** START **
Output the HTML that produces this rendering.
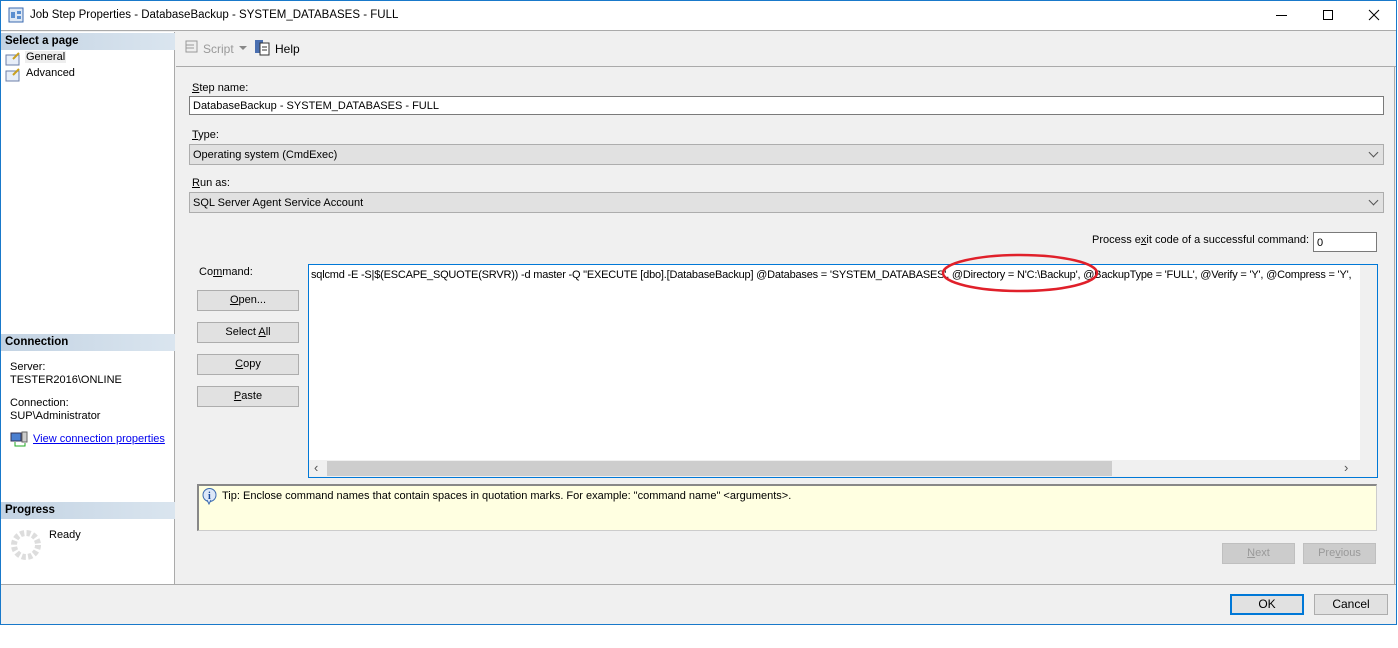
<!DOCTYPE html>
<html><head><meta charset="utf-8"><style>
*{box-sizing:border-box;margin:0;padding:0}
body{width:1398px;height:648px;background:#fff;font-family:"Liberation Sans",sans-serif;font-size:11px;color:#000;position:relative;overflow:hidden}
.a{position:absolute}
.win{left:0;top:0;width:1397px;height:625px;border:1px solid #1979ca;background:#f0f0f0}
.hdr{background:linear-gradient(90deg,#c3d3e3,#dae5ef);font-weight:bold;font-size:11.5px;height:17px;line-height:17px;padding-left:4px;width:174px;left:1px}
.btn{background:#e1e1e1;border:1px solid #adadad;text-align:center;line-height:19px}
.combo{background:#e1e1e1;border:1px solid #adadad;height:21px;line-height:20px;padding-left:3px}
.chev{position:absolute;right:6px;top:4px;width:7px;height:7px;border-right:1px solid #555;border-bottom:1px solid #555;transform:rotate(45deg)}
u{text-decoration:underline}
</style></head><body>
<div class="a win"></div>
<div class="a" style="left:1px;top:1px;width:1395px;height:30px;background:#fff;border-bottom:1px solid #aaa"></div>
<svg class="a" style="left:8px;top:7px" width="16" height="16"><rect x="1" y="1" width="14" height="14" fill="#dde8f5" stroke="#3a6ab0"/><rect x="3" y="5" width="4" height="6" fill="#5b8fd0"/><rect x="9" y="4" width="4" height="3" fill="#5b8fd0"/><rect x="9" y="9" width="4" height="3" fill="#5b8fd0"/></svg>
<div class="a" style="left:30px;top:9px;font-size:11.5px">Job Step Properties - DatabaseBackup - SYSTEM_DATABASES - FULL</div>
<div class="a" style="left:1276px;top:15px;width:11px;border-top:1px solid #000"></div>
<div class="a" style="left:1323px;top:10px;width:10px;height:10px;border:1px solid #000"></div>
<svg class="a" style="left:1368px;top:9px" width="12" height="12"><path d="M1 1L11 11M11 1L1 11" stroke="#000" stroke-width="1"/></svg>
<!-- left panel -->
<div class="a" style="left:1px;top:32px;width:174px;height:552px;background:#fff;border-right:1px solid #aaa"></div>
<div class="a hdr" style="top:33px">Select a page</div>
<svg class="a" style="left:5px;top:51px" width="16" height="32"><g fill="#e8eef8" stroke="#6b7fa8"><rect x="1" y="4" width="13" height="10"/><rect x="1" y="20" width="13" height="10"/></g><g stroke="#c9a020" stroke-width="2"><line x1="8" y1="8" x2="14" y2="2"/><line x1="8" y1="24" x2="14" y2="18"/></g></svg>
<div class="a" style="left:25px;top:51px;background:#eee;padding:0 1px">General</div>
<div class="a" style="left:26px;top:67px">Advanced</div>
<div class="a hdr" style="top:334px">Connection</div>
<div class="a" style="left:10px;top:361px;line-height:13px">Server:<br>TESTER2016\ONLINE</div>
<div class="a" style="left:10px;top:397px;line-height:13px">Connection:<br>SUP\Administrator</div>
<svg class="a" style="left:10px;top:431px" width="18" height="16"><rect x="1" y="2" width="10" height="8" fill="#4a7fd0" stroke="#335"/><rect x="12" y="1" width="5" height="10" fill="#ccc" stroke="#666"/><path d="M5 11v4h10v-3" stroke="#2a2" fill="none"/></svg>
<div class="a" style="left:33px;top:433px;color:#00e;text-decoration:underline">View connection properties</div>
<div class="a hdr" style="top:502px">Progress</div>
<svg class="a" style="left:10px;top:529px" width="32" height="32"><circle cx="16" cy="16" r="12" fill="none" stroke="#ddd" stroke-width="6" stroke-dasharray="4 2.3"/></svg>
<div class="a" style="left:49px;top:529px">Ready</div>
<!-- toolbar -->
<svg class="a" style="left:183px;top:39px" width="17" height="17"><path d="M3 2h11v11H3zM3 6h8M3 9h8" stroke="#999" fill="#eee"/></svg>
<div class="a" style="left:203px;top:42px;color:#999;font-size:12px">Script</div>
<div class="a" style="left:239px;top:46px;border:4px solid transparent;border-top-color:#888"></div>
<svg class="a" style="left:254px;top:38px" width="17" height="18"><rect x="1" y="2" width="8" height="13" fill="#4a6fb0"/><rect x="6" y="5" width="9" height="12" fill="#fff" stroke="#333"/><path d="M8 9h5M8 12h5" stroke="#333"/></svg>
<div class="a" style="left:275px;top:42px;font-size:12px">Help</div>
<div class="a" style="left:176px;top:66px;width:1220px;border-top:1px solid #aaa"></div>
<div class="a" style="left:1394px;top:66px;height:518px;border-left:1px solid #aaa"></div>
<!-- form -->
<div class="a" style="left:192px;top:82px"><u>S</u>tep name:</div>
<div class="a" style="left:189px;top:96px;width:1195px;height:19px;background:#fff;border:1px solid #7a7a7a;padding-left:3px;line-height:18px">DatabaseBackup - SYSTEM_DATABASES - FULL</div>
<div class="a" style="left:192px;top:129px"><u>T</u>ype:</div>
<div class="a combo" style="left:189px;top:144px;width:1195px">Operating system (CmdExec)<span class="chev"></span></div>
<div class="a" style="left:192px;top:177px"><u>R</u>un as:</div>
<div class="a combo" style="left:189px;top:192px;width:1195px">SQL Server Agent Service Account<span class="chev"></span></div>
<div class="a" style="left:1092px;top:234px">Process e<u>x</u>it code of a successful command:</div>
<div class="a" style="left:1313px;top:232px;width:64px;height:20px;background:#fff;border:1px solid #7a7a7a;padding-left:3px;line-height:20px">0</div>
<div class="a" style="left:199px;top:266px">Co<u>m</u>mand:</div>
<div class="a btn" style="left:197px;top:290px;width:102px;height:21px"><u>O</u>pen...</div>
<div class="a btn" style="left:197px;top:322px;width:102px;height:21px">Select <u>A</u>ll</div>
<div class="a btn" style="left:197px;top:354px;width:102px;height:21px"><u>C</u>opy</div>
<div class="a btn" style="left:197px;top:386px;width:102px;height:21px"><u>P</u>aste</div>
<div class="a" style="left:308px;top:264px;width:1070px;height:214px;background:#fff;border:1px solid #0078d7;overflow:hidden">
<div class="a" style="left:2px;top:4px;white-space:nowrap;letter-spacing:-0.2px">sqlcmd -E -S|$(ESCAPE_SQUOTE(SRVR)) -d master -Q "EXECUTE [dbo].[DatabaseBackup] @Databases = 'SYSTEM_DATABASES', @Directory = N'C:\Backup', @BackupType = 'FULL', @Verify = 'Y', @Compress = 'Y',</div>
<div class="a" style="left:1051px;top:0;width:17px;height:195px;background:#f0f0f0"></div>
<div class="a" style="left:0;top:195px;width:1068px;height:17px;background:#f0f0f0"></div>
<div class="a" style="left:18px;top:196px;width:785px;height:15px;background:#cdcdcd"></div>
<div class="a" style="left:5px;top:195px;color:#555;font-size:13px">&lsaquo;</div>
<div class="a" style="left:1035px;top:195px;color:#555;font-size:13px">&rsaquo;</div>
</div>
<svg class="a" style="left:940px;top:252px" width="160" height="42"><ellipse cx="80" cy="21" rx="77" ry="18" fill="none" stroke="#e0202a" stroke-width="2.5"/></svg>
<div class="a" style="left:197px;top:484px;width:1180px;height:47px;background:#ffffe1;border:1px solid #ccc;border-top:2px solid #888;border-left:2px solid #888"></div>
<svg class="a" style="left:202px;top:488px" width="15" height="17"><circle cx="7.5" cy="7" r="6.5" fill="#dde8f8" stroke="#3a6ab0"/><path d="M5 12l2 4 2-4" fill="#dde8f8" stroke="#3a6ab0"/><text x="6" y="11" font-size="10" font-weight="bold" fill="#1a4a9a" font-family="Liberation Serif">i</text></svg>
<div class="a" style="left:222px;top:490px">Tip: Enclose command names that contain spaces in quotation marks. For example: "command name" &lt;arguments&gt;.</div>
<div class="a btn" style="left:1222px;top:543px;width:73px;height:21px;background:#ccc;border-color:#bfbfbf;color:#999"><u>N</u>ext</div>
<div class="a btn" style="left:1303px;top:543px;width:73px;height:21px;background:#ccc;border-color:#bfbfbf;color:#999">Pre<u>v</u>ious</div>
<div class="a" style="left:1px;top:584px;width:1395px;border-top:1px solid #aaa"></div>
<div class="a btn" style="left:1230px;top:594px;width:74px;height:21px;border:2px solid #0078d7;line-height:17px;font-size:12px">OK</div>
<div class="a btn" style="left:1314px;top:594px;width:74px;height:21px;font-size:12px">Cancel</div>
</body></html>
** END **
In the data above, count the lines where the word "that" appears; reply with the number only.

[OUTPUT FOR THIS TASK] 2